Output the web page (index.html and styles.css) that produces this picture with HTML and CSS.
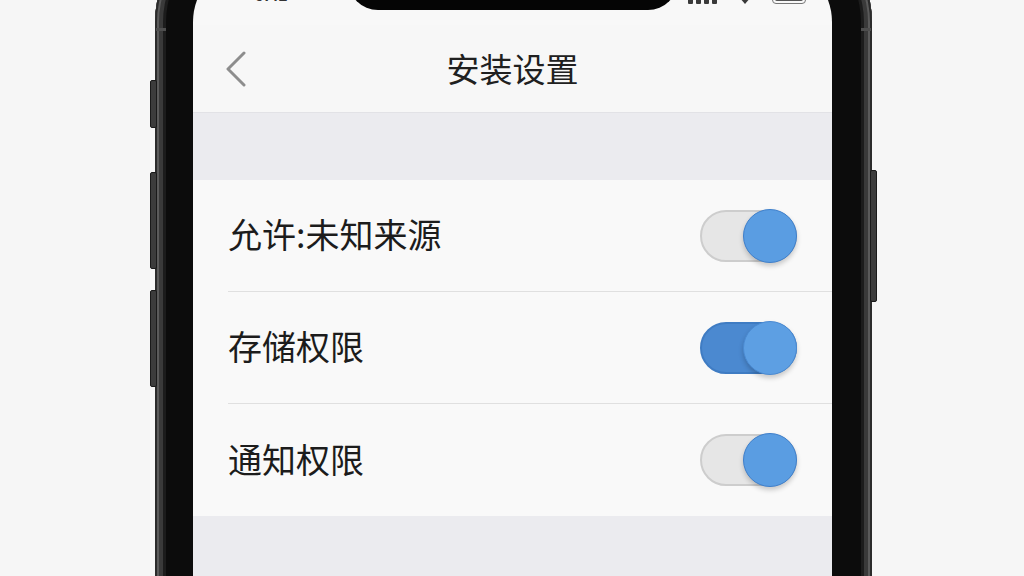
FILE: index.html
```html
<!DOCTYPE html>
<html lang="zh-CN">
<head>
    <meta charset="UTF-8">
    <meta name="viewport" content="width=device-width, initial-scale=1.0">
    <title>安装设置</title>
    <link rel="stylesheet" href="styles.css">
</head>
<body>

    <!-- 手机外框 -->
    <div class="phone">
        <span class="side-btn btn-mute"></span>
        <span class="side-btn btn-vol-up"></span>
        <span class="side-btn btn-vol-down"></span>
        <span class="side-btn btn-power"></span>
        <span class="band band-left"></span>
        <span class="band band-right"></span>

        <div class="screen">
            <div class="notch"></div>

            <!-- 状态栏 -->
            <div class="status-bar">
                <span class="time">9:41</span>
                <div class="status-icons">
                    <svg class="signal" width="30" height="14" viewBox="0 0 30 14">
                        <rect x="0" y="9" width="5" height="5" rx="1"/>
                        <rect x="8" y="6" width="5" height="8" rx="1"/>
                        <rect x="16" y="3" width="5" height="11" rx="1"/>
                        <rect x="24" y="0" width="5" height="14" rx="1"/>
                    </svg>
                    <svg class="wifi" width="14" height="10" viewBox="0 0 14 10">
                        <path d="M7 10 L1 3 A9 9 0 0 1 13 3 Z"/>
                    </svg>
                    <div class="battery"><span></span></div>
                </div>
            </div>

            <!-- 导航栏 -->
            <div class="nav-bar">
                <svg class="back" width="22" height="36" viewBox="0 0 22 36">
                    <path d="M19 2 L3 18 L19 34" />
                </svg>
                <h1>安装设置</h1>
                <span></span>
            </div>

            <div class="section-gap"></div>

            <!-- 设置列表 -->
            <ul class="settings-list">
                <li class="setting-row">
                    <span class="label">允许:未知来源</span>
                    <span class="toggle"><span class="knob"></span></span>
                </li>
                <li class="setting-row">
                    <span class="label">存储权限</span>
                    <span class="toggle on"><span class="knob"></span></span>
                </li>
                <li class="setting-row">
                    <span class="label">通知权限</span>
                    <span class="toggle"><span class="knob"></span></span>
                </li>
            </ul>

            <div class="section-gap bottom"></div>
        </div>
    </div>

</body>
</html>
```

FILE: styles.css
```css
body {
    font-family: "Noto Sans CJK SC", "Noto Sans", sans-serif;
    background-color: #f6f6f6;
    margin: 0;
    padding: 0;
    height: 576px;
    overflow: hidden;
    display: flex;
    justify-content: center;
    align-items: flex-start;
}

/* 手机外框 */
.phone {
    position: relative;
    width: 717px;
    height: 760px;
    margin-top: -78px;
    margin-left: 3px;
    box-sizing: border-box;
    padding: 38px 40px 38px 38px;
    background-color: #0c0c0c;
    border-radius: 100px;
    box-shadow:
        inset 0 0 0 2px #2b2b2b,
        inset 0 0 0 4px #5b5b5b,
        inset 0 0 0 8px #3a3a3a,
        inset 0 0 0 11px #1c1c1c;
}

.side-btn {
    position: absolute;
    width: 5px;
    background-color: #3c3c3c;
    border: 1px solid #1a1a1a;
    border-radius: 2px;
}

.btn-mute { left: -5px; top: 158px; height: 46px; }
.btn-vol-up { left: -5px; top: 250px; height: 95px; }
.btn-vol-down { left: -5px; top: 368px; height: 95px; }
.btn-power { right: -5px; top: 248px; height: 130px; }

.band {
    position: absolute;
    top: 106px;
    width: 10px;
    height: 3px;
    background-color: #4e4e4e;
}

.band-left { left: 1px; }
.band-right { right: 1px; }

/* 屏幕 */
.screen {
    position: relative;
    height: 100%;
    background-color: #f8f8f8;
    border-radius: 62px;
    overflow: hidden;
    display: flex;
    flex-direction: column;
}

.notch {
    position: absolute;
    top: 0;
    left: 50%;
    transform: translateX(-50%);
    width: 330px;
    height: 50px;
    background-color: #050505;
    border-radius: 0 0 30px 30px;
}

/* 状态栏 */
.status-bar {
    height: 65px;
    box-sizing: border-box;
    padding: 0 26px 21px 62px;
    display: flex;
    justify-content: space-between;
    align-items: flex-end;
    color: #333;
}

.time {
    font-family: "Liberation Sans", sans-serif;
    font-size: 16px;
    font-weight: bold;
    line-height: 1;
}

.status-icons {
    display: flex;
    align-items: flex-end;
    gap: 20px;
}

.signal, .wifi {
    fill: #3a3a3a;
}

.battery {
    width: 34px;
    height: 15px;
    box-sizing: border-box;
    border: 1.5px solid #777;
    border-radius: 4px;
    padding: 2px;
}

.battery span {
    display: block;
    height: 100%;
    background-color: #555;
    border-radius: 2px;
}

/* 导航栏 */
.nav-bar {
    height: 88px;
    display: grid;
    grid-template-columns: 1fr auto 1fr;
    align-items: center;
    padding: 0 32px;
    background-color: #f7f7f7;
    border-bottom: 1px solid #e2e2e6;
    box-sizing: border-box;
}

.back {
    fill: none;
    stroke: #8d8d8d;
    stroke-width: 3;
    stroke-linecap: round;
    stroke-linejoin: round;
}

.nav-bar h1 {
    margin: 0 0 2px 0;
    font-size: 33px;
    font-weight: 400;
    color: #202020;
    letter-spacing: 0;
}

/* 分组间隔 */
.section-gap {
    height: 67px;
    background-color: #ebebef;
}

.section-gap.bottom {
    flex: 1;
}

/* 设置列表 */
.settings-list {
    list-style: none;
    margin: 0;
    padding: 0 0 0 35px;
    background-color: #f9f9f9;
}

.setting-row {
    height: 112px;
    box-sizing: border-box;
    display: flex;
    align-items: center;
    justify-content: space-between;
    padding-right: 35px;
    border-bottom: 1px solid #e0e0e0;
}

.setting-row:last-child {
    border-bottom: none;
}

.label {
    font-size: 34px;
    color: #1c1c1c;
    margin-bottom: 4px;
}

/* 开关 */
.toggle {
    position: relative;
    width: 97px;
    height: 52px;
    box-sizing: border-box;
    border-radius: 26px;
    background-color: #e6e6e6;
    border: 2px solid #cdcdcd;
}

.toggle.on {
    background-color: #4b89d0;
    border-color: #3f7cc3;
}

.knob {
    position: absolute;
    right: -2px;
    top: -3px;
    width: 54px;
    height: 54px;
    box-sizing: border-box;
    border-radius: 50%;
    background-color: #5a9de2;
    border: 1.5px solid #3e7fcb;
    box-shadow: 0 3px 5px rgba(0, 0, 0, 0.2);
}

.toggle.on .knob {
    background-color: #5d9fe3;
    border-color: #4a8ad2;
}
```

REQUEST - In your copy, leave out the pictures and reproduce the material above exactly.

EXERCISE RESPONSE -
Output the web page (index.html and styles.css) that produces this picture with HTML and CSS.
FILE: index.html
```html
<!DOCTYPE html>
<html lang="zh-CN">
<head>
    <meta charset="UTF-8">
    <meta name="viewport" content="width=device-width, initial-scale=1.0">
    <title>安装设置</title>
    <link rel="stylesheet" href="styles.css">
</head>
<body>

    <!-- 手机外框 -->
    <div class="phone">
        <span class="side-btn btn-mute"></span>
        <span class="side-btn btn-vol-up"></span>
        <span class="side-btn btn-vol-down"></span>
        <span class="side-btn btn-power"></span>
        <span class="band band-left"></span>
        <span class="band band-right"></span>

        <div class="screen">
            <div class="notch"></div>

            <!-- 状态栏 -->
            <div class="status-bar">
                <span class="time">9:41</span>
                <div class="status-icons">
                    <svg class="signal" width="30" height="14" viewBox="0 0 30 14">
                        <rect x="0" y="9" width="5" height="5" rx="1"/>
                        <rect x="8" y="6" width="5" height="8" rx="1"/>
                        <rect x="16" y="3" width="5" height="11" rx="1"/>
                        <rect x="24" y="0" width="5" height="14" rx="1"/>
                    </svg>
                    <svg class="wifi" width="14" height="10" viewBox="0 0 14 10">
                        <path d="M7 10 L1 3 A9 9 0 0 1 13 3 Z"/>
                    </svg>
                    <div class="battery"><span></span></div>
                </div>
            </div>

            <!-- 导航栏 -->
            <div class="nav-bar">
                <svg class="back" width="22" height="36" viewBox="0 0 22 36">
                    <path d="M19 2 L3 18 L19 34" />
                </svg>
                <h1>安装设置</h1>
                <span></span>
            </div>

            <div class="section-gap"></div>

            <!-- 设置列表 -->
            <ul class="settings-list">
                <li class="setting-row">
                    <span class="label">允许:未知来源</span>
                    <span class="toggle"><span class="knob"></span></span>
                </li>
                <li class="setting-row">
                    <span class="label">存储权限</span>
                    <span class="toggle on"><span class="knob"></span></span>
                </li>
                <li class="setting-row">
                    <span class="label">通知权限</span>
                    <span class="toggle"><span class="knob"></span></span>
                </li>
            </ul>

            <div class="section-gap bottom"></div>
        </div>
    </div>

</body>
</html>
```

FILE: styles.css
```css
body {
    font-family: "Noto Sans CJK SC", "Noto Sans", sans-serif;
    background-color: #f6f6f6;
    margin: 0;
    padding: 0;
    height: 576px;
    overflow: hidden;
    display: flex;
    justify-content: center;
    align-items: flex-start;
}

/* 手机外框 */
.phone {
    position: relative;
    width: 717px;
    height: 760px;
    margin-top: -78px;
    margin-left: 3px;
    box-sizing: border-box;
    padding: 38px 40px 38px 38px;
    background-color: #0c0c0c;
    border-radius: 100px;
    box-shadow:
        inset 0 0 0 2px #2b2b2b,
        inset 0 0 0 4px #5b5b5b,
        inset 0 0 0 8px #3a3a3a,
        inset 0 0 0 11px #1c1c1c;
}

.side-btn {
    position: absolute;
    width: 5px;
    background-color: #3c3c3c;
    border: 1px solid #1a1a1a;
    border-radius: 2px;
}

.btn-mute { left: -5px; top: 158px; height: 46px; }
.btn-vol-up { left: -5px; top: 250px; height: 95px; }
.btn-vol-down { left: -5px; top: 368px; height: 95px; }
.btn-power { right: -5px; top: 248px; height: 130px; }

.band {
    position: absolute;
    top: 106px;
    width: 10px;
    height: 3px;
    background-color: #4e4e4e;
}

.band-left { left: 1px; }
.band-right { right: 1px; }

/* 屏幕 */
.screen {
    position: relative;
    height: 100%;
    background-color: #f8f8f8;
    border-radius: 62px;
    overflow: hidden;
    display: flex;
    flex-direction: column;
}

.notch {
    position: absolute;
    top: 0;
    left: 50%;
    transform: translateX(-50%);
    width: 330px;
    height: 50px;
    background-color: #050505;
    border-radius: 0 0 30px 30px;
}

/* 状态栏 */
.status-bar {
    height: 65px;
    box-sizing: border-box;
    padding: 0 26px 21px 62px;
    display: flex;
    justify-content: space-between;
    align-items: flex-end;
    color: #333;
}

.time {
    font-family: "Liberation Sans", sans-serif;
    font-size: 16px;
    font-weight: bold;
    line-height: 1;
}

.status-icons {
    display: flex;
    align-items: flex-end;
    gap: 20px;
}

.signal, .wifi {
    fill: #3a3a3a;
}

.battery {
    width: 34px;
    height: 15px;
    box-sizing: border-box;
    border: 1.5px solid #777;
    border-radius: 4px;
    padding: 2px;
}

.battery span {
    display: block;
    height: 100%;
    background-color: #555;
    border-radius: 2px;
}

/* 导航栏 */
.nav-bar {
    height: 88px;
    display: grid;
    grid-template-columns: 1fr auto 1fr;
    align-items: center;
    padding: 0 32px;
    background-color: #f7f7f7;
    border-bottom: 1px solid #e2e2e6;
    box-sizing: border-box;
}

.back {
    fill: none;
    stroke: #8d8d8d;
    stroke-width: 3;
    stroke-linecap: round;
    stroke-linejoin: round;
}

.nav-bar h1 {
    margin: 0 0 2px 0;
    font-size: 33px;
    font-weight: 400;
    color: #202020;
    letter-spacing: 0;
}

/* 分组间隔 */
.section-gap {
    height: 67px;
    background-color: #ebebef;
}

.section-gap.bottom {
    flex: 1;
}

/* 设置列表 */
.settings-list {
    list-style: none;
    margin: 0;
    padding: 0 0 0 35px;
    background-color: #f9f9f9;
}

.setting-row {
    height: 112px;
    box-sizing: border-box;
    display: flex;
    align-items: center;
    justify-content: space-between;
    padding-right: 35px;
    border-bottom: 1px solid #e0e0e0;
}

.setting-row:last-child {
    border-bottom: none;
}

.label {
    font-size: 34px;
    color: #1c1c1c;
    margin-bottom: 4px;
}

/* 开关 */
.toggle {
    position: relative;
    width: 97px;
    height: 52px;
    box-sizing: border-box;
    border-radius: 26px;
    background-color: #e6e6e6;
    border: 2px solid #cdcdcd;
}

.toggle.on {
    background-color: #4b89d0;
    border-color: #3f7cc3;
}

.knob {
    position: absolute;
    right: -2px;
    top: -3px;
    width: 54px;
    height: 54px;
    box-sizing: border-box;
    border-radius: 50%;
    background-color: #5a9de2;
    border: 1.5px solid #3e7fcb;
    box-shadow: 0 3px 5px rgba(0, 0, 0, 0.2);
}

.toggle.on .knob {
    background-color: #5d9fe3;
    border-color: #4a8ad2;
}
```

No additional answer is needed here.